Впрочем, никакого недовольства мне озвучено не было, и я даже сочла возможным попросить у Ольги зубную пасту, а у Лизы – мыло. Всегда забываю о подобных мелочах, собираясь в дорогу.
Байкальская погода переменчива более, чем сердце красавицы. Хмурое утро, обложенное серыми ватными облаками, к одиннадцати часам неожиданно переросло в жаркий, истекающий солнечной смолой день. Облака растянулись, разорвались, обнажая фрагменты бирюзового холста, а потом и вовсе исчезли, словно растаяли, подобно хлопьям первого грязноватого снега. Палящее солнце вышло во всей красе, облив Ольхон волнами жара. Все мысли тянулись на пляж – к соблазнительному желтому песку и студеной голубой глади. Мои мысли не были исключением, и этому способствовало состояние перманентной лени, в котором я пребывала с начала отпуска.

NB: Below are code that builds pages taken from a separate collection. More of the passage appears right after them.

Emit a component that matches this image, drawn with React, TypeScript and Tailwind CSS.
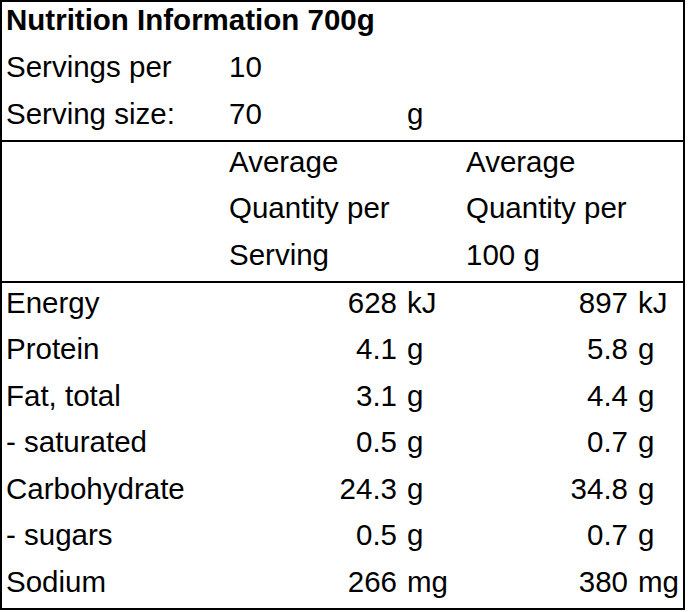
import React from 'react';

type Row = { label: string; a: string; aUnit: string; b: string; bUnit: string };

const rows: Row[] = [
  { label: 'Energy', a: '628', aUnit: 'kJ', b: '897', bUnit: 'kJ' },
  { label: 'Protein', a: '4.1', aUnit: 'g', b: '5.8', bUnit: 'g' },
  { label: 'Fat, total', a: '3.1', aUnit: 'g', b: '4.4', bUnit: 'g' },
  { label: '- saturated', a: '0.5', aUnit: 'g', b: '0.7', bUnit: 'g' },
  { label: 'Carbohydrate', a: '24.3', aUnit: 'g', b: '34.8', bUnit: 'g' },
  { label: '- sugars', a: '0.5', aUnit: 'g', b: '0.7', bUnit: 'g' },
  { label: 'Sodium', a: '266', aUnit: 'mg', b: '380', bUnit: 'mg' },
];

const cols = 'grid grid-cols-[221px_179px_58px_173px_50px]';
const cell = 'pl-[6px] pr-[5px] whitespace-nowrap';
const label = 'pl-[4px] whitespace-nowrap';
const unit = 'pl-[5px] whitespace-nowrap';

export default function App() {
  return (
    <div className="bg-white w-[688px] h-[612px] text-black text-[29.5px] leading-[30px] font-['Liberation_Sans',Arial,sans-serif]">
      <div className="w-[685px] h-[610px] border-2 border-black flex flex-col">
        {/* Title and servings */}
        <div className={`${cols} grid-rows-3 h-[140px] border-b-2 border-black`}>
          <div className={`${label} pt-[3px] col-span-5 font-bold`}>Nutrition Information 700g</div>
          <div className={`${label} pt-[4px]`}>Servings per</div>
          <div className={`${cell} pt-[4px] col-span-4`}>10</div>
          <div className={`${label} pt-[5px]`}>Serving size:</div>
          <div className={`${cell} pt-[5px]`}>70</div>
          <div className={`${unit} pt-[5px] col-span-3`}>g</div>
        </div>

        {/* Column headings */}
        <div className={`${cols} grid-rows-3 h-[141px] border-b-2 border-black`}>
          <div className="row-span-3" />
          <div className={`${cell} pt-[5px] col-span-2`}>Average</div>
          <div className={`${cell} pt-[5px] col-span-2`}>Average</div>
          <div className={`${cell} pt-[5px] col-span-2`}>Quantity per</div>
          <div className={`${cell} pt-[5px] col-span-2`}>Quantity per</div>
          <div className={`${cell} pt-[5px] col-span-2`}>Serving</div>
          <div className={`${cell} pt-[5px] col-span-2`}>100 g</div>
        </div>

        {/* Nutrients */}
        <div className={`${cols} grid-rows-7 h-[325px]`}>
          {rows.map((r) => (
            <React.Fragment key={r.label}>
              <div className={`${label} pt-[5px]`}>{r.label}</div>
              <div className={`${cell} pt-[5px] text-right`}>{r.a}</div>
              <div className={`${unit} pt-[5px]`}>{r.aUnit}</div>
              <div className={`${cell} pt-[5px] text-right`}>{r.b}</div>
              <div className={`${unit} pt-[5px]`}>{r.bUnit}</div>
            </React.Fragment>
          ))}
        </div>
      </div>
    </div>
  );
}
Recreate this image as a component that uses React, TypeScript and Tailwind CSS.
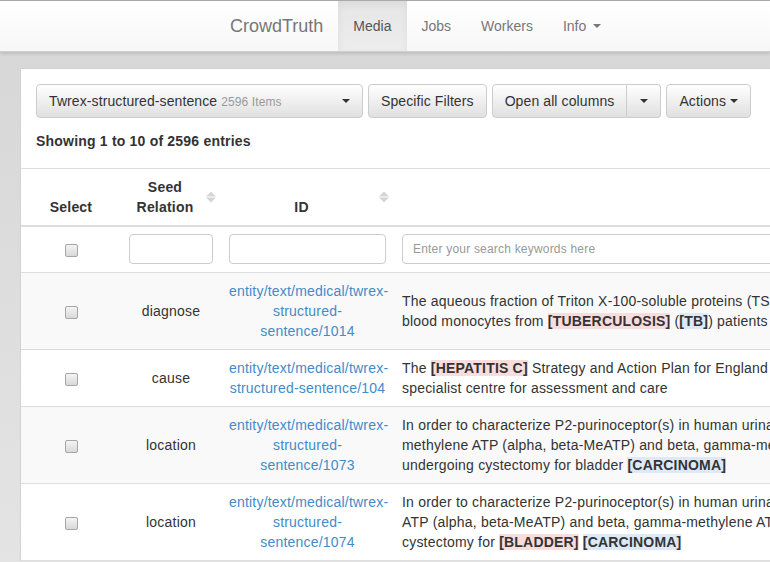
import React from "react";

const font = { fontFamily: '"Liberation Sans", Arial, sans-serif' };

function Caret() {
  return (
    <span className="inline-block w-0 h-0 border-x-[4px] border-t-[4px] border-x-transparent border-t-[#333] align-middle" />
  );
}

function Check() {
  return (
    <span className="inline-block w-[13px] h-[13px] rounded-[2px] border border-[#a6a6a6] bg-gradient-to-b from-[#f4f4f4] to-[#d8d8d8] align-middle" />
  );
}

function SortIcon() {
  return (
    <span className="absolute right-[5px] top-1/2 -translate-y-1/2 flex flex-col items-center gap-[1px]">
      <span className="w-0 h-0 border-x-[5px] border-b-[5px] border-x-transparent border-b-[#d5d5d5]" />
      <span className="w-0 h-0 border-x-[5px] border-t-[5px] border-x-transparent border-t-[#d5d5d5]" />
    </span>
  );
}

function Red({ children }: { children: React.ReactNode }) {
  return <b className="bg-[#f9dcdc] text-[#333]">{children}</b>;
}

function Blue({ children }: { children: React.ReactNode }) {
  return <b className="bg-[#dde9f8] text-[#333]">{children}</b>;
}

const btn =
  "h-[34px] px-3 border border-[#ccc] rounded-[4px] bg-gradient-to-b from-white to-[#e0e0e0] text-[14px] tracking-[0.1px] text-[#333] flex items-center shadow-[0_1px_0_rgba(255,255,255,0.15)]";

export default function App() {
  const rows = [
    {
      rel: "diagnose",
      id: ["entity/text/medical/twrex-", "structured-", "sentence/1014"],
      text: [
        <>The aqueous fraction of Triton X-100-soluble proteins (TSP) from peripheral human</>,
        <>
          blood monocytes from <Red>[TUBERCULOSIS]</Red> (<Blue>[TB]</Blue>) patients and healthy
          controls
        </>,
      ],
    },
    {
      rel: "cause",
      id: ["entity/text/medical/twrex-", "structured-sentence/104"],
      text: [
        <>
          The <Red>[HEPATITIS C]</Red> Strategy and Action Plan for England recommends referral to a
        </>,
        <>specialist centre for assessment and care</>,
      ],
    },
    {
      rel: "location",
      id: ["entity/text/medical/twrex-", "structured-", "sentence/1073"],
      text: [
        <>In order to characterize P2-purinoceptor(s) in human urinary bladder, the effects of alpha, beta-</>,
        <>methylene ATP (alpha, beta-MeATP) and beta, gamma-methylene ATP were studied in patients</>,
        <>
          undergoing cystectomy for bladder <Blue>[CARCINOMA]</Blue>
        </>,
      ],
    },
    {
      rel: "location",
      id: ["entity/text/medical/twrex-", "structured-", "sentence/1074"],
      text: [
        <>In order to characterize P2-purinoceptor(s) in human urinary bladder, the effects of alpha, beta-methylene</>,
        <>ATP (alpha, beta-MeATP) and beta, gamma-methylene ATP were studied in patients undergoing</>,
        <>
          cystectomy for <Red>[BLADDER]</Red> <Blue>[CARCINOMA]</Blue>
        </>,
      ],
    },
  ];

  return (
    <div
      className="w-[770px] h-[562px] overflow-hidden bg-gradient-to-b from-[#d6d6d6] to-[#e4e4e4] text-[14px] leading-[20px] tracking-[0.2px] text-[#333]"
      style={font}
    >
      {/* navbar */}
      <div className="h-[52px] tracking-normal border-t border-[#a8a8a8] border-b border-b-[#cfcfcf] bg-gradient-to-b from-white to-[#f7f7f7] shadow-[0_2px_3px_rgba(0,0,0,0.12)] flex items-stretch pl-[215px]">
        <div className="px-[15px] flex items-center text-[18px] text-[#777]">CrowdTruth</div>
        <div className="px-[15px] flex items-center text-[#555] bg-gradient-to-b from-[#e6e6e6] to-[#ededed] shadow-[inset_0_3px_9px_rgba(0,0,0,0.06)]">
          Media
        </div>
        <div className="px-[15px] flex items-center text-[#777]">Jobs</div>
        <div className="px-[15px] flex items-center text-[#777]">Workers</div>
        <div className="px-[15px] flex items-center gap-[7px] text-[#777]">
          Info
          <span className="inline-block w-0 h-0 border-x-[4px] border-t-[4px] border-x-transparent border-t-[#777]" />
        </div>
      </div>

      {/* panel */}
      <div className="mt-[16px] ml-[20px] w-[900px] bg-white border-l border-t border-[#d2d2d2]">
        <div className="pt-[15px] px-[15px]">
          <div className="flex gap-[5px]">
            <div className={`${btn} w-[327px] justify-between pl-[12px] pr-[12px]`}>
              <span>
                Twrex-structured-sentence <span className="text-[12px] text-[#999]">2596 Items</span>
              </span>
              <Caret />
            </div>
            <div className={btn}>Specific Filters</div>
            <div className="flex">
              <div className={`${btn} rounded-r-none`}>Open all columns</div>
              <div className={`${btn} rounded-l-none border-l-0 w-[34px] justify-center`}>
                <Caret />
              </div>
            </div>
            <div className={`${btn} gap-[4px]`}>
              Actions <Caret />
            </div>
          </div>
          <div className="mt-[13px] font-bold">Showing 1 to 10 of 2596 entries</div>
        </div>

        <table className="mt-[17px] w-full table-fixed border-collapse">
          <colgroup>
            <col className="w-[100px]" />
            <col className="w-[100px]" />
            <col className="w-[173px]" />
            <col />
          </colgroup>
          <thead>
            <tr className="border-t border-[#ddd] border-b-2 border-b-[#ddd]">
              <th className="p-2 align-bottom text-center">Select</th>
              <th className="relative pl-2 pr-[20px] py-2 align-bottom text-center">
                Seed Relation
                <SortIcon />
              </th>
              <th className="relative pl-2 pr-[20px] py-2 align-bottom text-center">
                ID
                <SortIcon />
              </th>
              <th className="p-2"></th>
            </tr>
          </thead>
          <tbody>
            <tr className="border-b border-[#ddd]">
              <td className="px-2 pt-[7px] pb-[8px] text-center align-middle">
                <Check />
              </td>
              <td className="px-2 pt-[7px] pb-[8px]">
                <div className="h-[30px] border border-[#ccc] rounded-[4px]" />
              </td>
              <td className="px-2 pt-[7px] pb-[8px]">
                <div className="h-[30px] border border-[#ccc] rounded-[4px]" />
              </td>
              <td className="px-2 pt-[7px] pb-[8px]">
                <div className="h-[30px] border border-[#ccc] rounded-[4px] px-[10px] flex items-center text-[12px] text-[#999]">
                  Enter your search keywords here
                </div>
              </td>
            </tr>
            {rows.map((row, i) => (
              <tr key={i} className={`border-b border-[#ddd] ${i % 2 === 0 ? "bg-[#f9f9f9]" : "bg-white"}`}>
                <td className="p-2 text-center align-middle">
                  <Check />
                </td>
                <td className="p-2 text-center align-middle">{row.rel}</td>
                <td className="p-2 text-center align-middle text-[#428bca]">
                  {row.id.map((l, j) => (
                    <div key={j}>{l}</div>
                  ))}
                </td>
                <td className="p-2 align-middle overflow-hidden">
                  {row.text.map((l, j) => (
                    <div key={j} className="whitespace-nowrap">
                      {l}
                    </div>
                  ))}
                </td>
              </tr>
            ))}
          </tbody>
        </table>
      </div>
    </div>
  );
}
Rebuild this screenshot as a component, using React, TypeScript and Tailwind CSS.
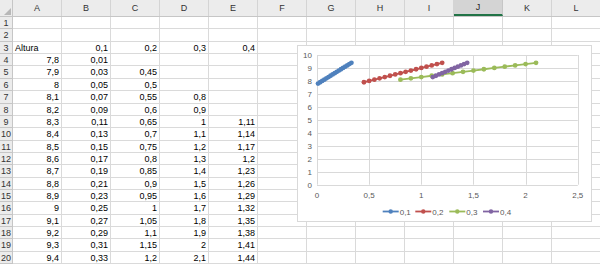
import React from 'react';

const COLS = ['A', 'B', 'C', 'D', 'E', 'F', 'G', 'H', 'I', 'J', 'K', 'L'];

const fmt = (n: number) => String(Math.round(n * 100) / 100).replace('.', ',');

// columns A..E of the sheet, keyed by first row and step
function buildRows(): string[][] {
  const rows: string[][] = [];
  for (let r = 1; r <= 20; r++) {
    const cells = COLS.map(() => '');
    if (r === 3) {
      cells[0] = 'Altura';
      cells[1] = '0,1';
      cells[2] = '0,2';
      cells[3] = '0,3';
      cells[4] = '0,4';
    }
    if (r >= 4) {
      cells[0] = fmt(7.8 + (r - 4) * 0.1);
      cells[1] = fmt(0.01 + (r - 4) * 0.02);
    }
    if (r >= 5) cells[2] = fmt(0.45 + (r - 5) * 0.05);
    if (r >= 7) cells[3] = fmt(0.8 + (r - 7) * 0.1);
    if (r >= 9) cells[4] = fmt(1.11 + (r - 9) * 0.03);
    rows.push(cells);
  }
  return rows;
}

const series = [
  { name: '0,1', color: '#4f81bd', x0: 0.01, dx: 0.02, y0: 7.8, n: 17 },
  { name: '0,2', color: '#c0504d', x0: 0.45, dx: 0.05, y0: 7.9, n: 16 },
  { name: '0,3', color: '#9bbb59', x0: 0.8, dx: 0.1, y0: 8.1, n: 14 },
  { name: '0,4', color: '#8064a2', x0: 1.11, dx: 0.03, y0: 8.3, n: 12 },
];

const PX = (x: number) => 19 + x * 104.3;
const PY = (y: number) => 138.7 - y * 12.97;

function Chart() {
  const legendX = [84.7, 117.3, 151.3, 185];
  return (
    <div className="absolute left-[297px] top-[45px] w-[295px] h-[177px] bg-white border border-[#d9d9d9]">
      <svg width="293" height="175" className="block">
        {Array.from({ length: 11 }, (_, i) => (
          <line key={'h' + i} x1={PX(0)} x2={PX(2.5)} y1={Math.round(PY(i)) + 0.5} y2={Math.round(PY(i)) + 0.5} stroke="#d9d9d9" strokeWidth="1" />
        ))}
        {Array.from({ length: 6 }, (_, i) => (
          <line key={'v' + i} x1={Math.round(PX(i * 0.5)) + 0.5} x2={Math.round(PX(i * 0.5)) + 0.5} y1={PY(10)} y2={PY(0)} stroke="#d9d9d9" strokeWidth="1" />
        ))}
        {Array.from({ length: 11 }, (_, i) => (
          <text key={'yl' + i} x="14" y={PY(i) + 3} textAnchor="end" fontSize="8" fill="#595959" fontFamily="Liberation Sans, Arial, sans-serif">
            {i}
          </text>
        ))}
        {Array.from({ length: 6 }, (_, i) => (
          <text key={'xl' + i} x={PX(i * 0.5)} y="152" textAnchor="middle" fontSize="8" fill="#595959" fontFamily="Liberation Sans, Arial, sans-serif">
            {fmt(i * 0.5)}
          </text>
        ))}
        {series.map((s) => {
          const pts = Array.from({ length: s.n }, (_, k) => [PX(s.x0 + k * s.dx), PY(s.y0 + k * 0.1)]);
          return (
            <g key={s.name}>
              <polyline points={pts.map((p) => p.join(',')).join(' ')} fill="none" stroke={s.color} strokeWidth="1.8" />
              {pts.map((p, k) => (
                <circle key={k} cx={p[0]} cy={p[1]} r="2.4" fill={s.color} />
              ))}
            </g>
          );
        })}
        {series.map((s, i) => (
          <g key={'lg' + s.name}>
            <line x1={legendX[i]} x2={legendX[i] + 16} y1="165.5" y2="165.5" stroke={s.color} strokeWidth="1.8" />
            <circle cx={legendX[i] + 8} cy="165.5" r="2.2" fill={s.color} />
            <text x={legendX[i] + 17} y="168.5" fontSize="8" fill="#595959" fontFamily="Liberation Sans, Arial, sans-serif">
              {s.name}
            </text>
          </g>
        ))}
      </svg>
    </div>
  );
}

export default function App() {
  const rows = buildRows();
  return (
    <div className="relative w-[600px] h-[264px] overflow-hidden bg-white font-['Liberation_Sans',Arial,sans-serif] text-[9px] text-black">
      {/* column headers */}
      <div className="flex h-[17px] bg-[#ececec] border-b border-[#c6c6c6]">
        <div className="relative w-[13px] shrink-0 border-r border-[#c6c6c6]">
          <div className="absolute right-[1px] bottom-[1px] w-0 h-0 border-l-[7px] border-l-transparent border-b-[7px] border-b-[#b8b8b8]" />
        </div>
        {COLS.map((c) => (
          <div
            key={c}
            className={
              c === 'J'
                ? 'w-[49px] shrink-0 flex items-center justify-center pt-[2px] bg-[#d4d4d4] border-r border-[#c6c6c6] border-b-2 border-b-[#217346] text-[#262626]'
                : 'w-[49px] shrink-0 flex items-center justify-center pt-[2px] border-r border-[#d4d4d4] text-[#333]'
            }
          >
            {c}
          </div>
        ))}
      </div>
      {rows.map((cells, i) => (
        <div key={i} className="flex h-[12.37px] leading-[12px]">
          <div className="w-[13px] shrink-0 bg-[#ececec] border-r border-b border-[#c6c6c6] text-[#333] text-center">{i + 1}</div>
          {cells.map((v, j) => (
            <div
              key={j}
              className={
                i === 2 && j === 0
                  ? 'w-[49px] shrink-0 border-r border-b border-[#dadada] px-[2px] text-left whitespace-nowrap'
                  : 'w-[49px] shrink-0 border-r border-b border-[#dadada] px-[2px] text-right whitespace-nowrap'
              }
            >
              {v}
            </div>
          ))}
        </div>
      ))}
      <Chart />
    </div>
  );
}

Но, вспомнив вчерашний разговор со странным врачом-рыболовом-охотником, я решила попробовать воспользоваться его советом. Ольга понимающе кивнула, а Лиза лишь обескураженно вытаращила глаза, когда я сообщила, что пойду на пляж после обеда. А сейчас? Сейчас мне хочется прогуляться в полях. Одной? Да, конечно, одной.
Лизе, которая вот уже два года пыталась пережить развод с мужем, намеренный поиск одиночества казался не меньшим абсурдом, чем обет целомудрия. Но я не слишком от нее отличалась: побег от одиночества был и моим хобби. Поэтому я не верила ни в какие слова о самодостаточности, когда вышла на пыльную улицу Хужира и направилась туда, где заканчивались дома и деревянные заборы новеньких турбаз и началось пространство леса и вырезанных в нем полей.
Крутые ольхонские сопки вздымались вокруг меня, как будто сама земля некогда поднялась волнами и замерла. Часть холмов была покрыта сосновым и лиственничным лесом, как густой шкурой, другие – жесткой короткой травой, усыпанной мелкими цветами и чабрецом. Издалека она выглядела бархатной, так что хотелось протянуть руку и провести ладонью по дымчато-зеленой поверхности. На деле трава колючая, легко режет кожу, и босиком здесь не походишь.
Почва – песчано-каменистая шкура холмов – на вершинах словно бы лопнула и обнажила каменные кости земли. Груды камней, нагретых солнцем, покоились над простором, от вида которого перехватило дыхание. Да бывает ли столько пространства сразу – и все принадлежит мне?
Я не шутила. Я чуяла нутром – это все для меня. Потому что вокруг, на целые километры, не было никого, кто мог бы соперничать со мной за право владеть этими полями и лесом, и скальниками, и пыльной песчаной дорогой. Я брела сначала по ней, сняв обувь и наслаждаясь прикосновением мягкого ласкового песка. Потом натянула сандалии обратно и побрела через пустынное поле вверх, к вершине холма. Земля мягко пружинила. Вокруг царила горячая, дурманная тишина, пронизанная стрекотанием кузнечиков. От земли пахло чабрецом – фиолетовые пятна его цветов были разбросаны кругом.
Скалы, до которых я, запыхавшись, наконец добралась, оказались теплыми и шершавыми от зеленого и оранжевого лишайника, расцветившего их поверхность. Я устроилась на самом высоком валуне, успокаивая дыхание и взирая с этого трона на окрестности. Отсюда все вокруг – и поля, и гладь Байкала, и горы на другой стороне – выглядело нежно-акварельным: голубизна воды и зелень полей были слегка матовыми, словно размытыми струями воздуха, и от этого казались лишь наполовину реальными. Словно, шагнув на пыльную дорогу, я незаметно для себя пересекла границу, отделявшую меня от мира людей. А в этом мире действовали другие законы, и мои босые ноги покоились на теплом камне, впервые никуда не спеша.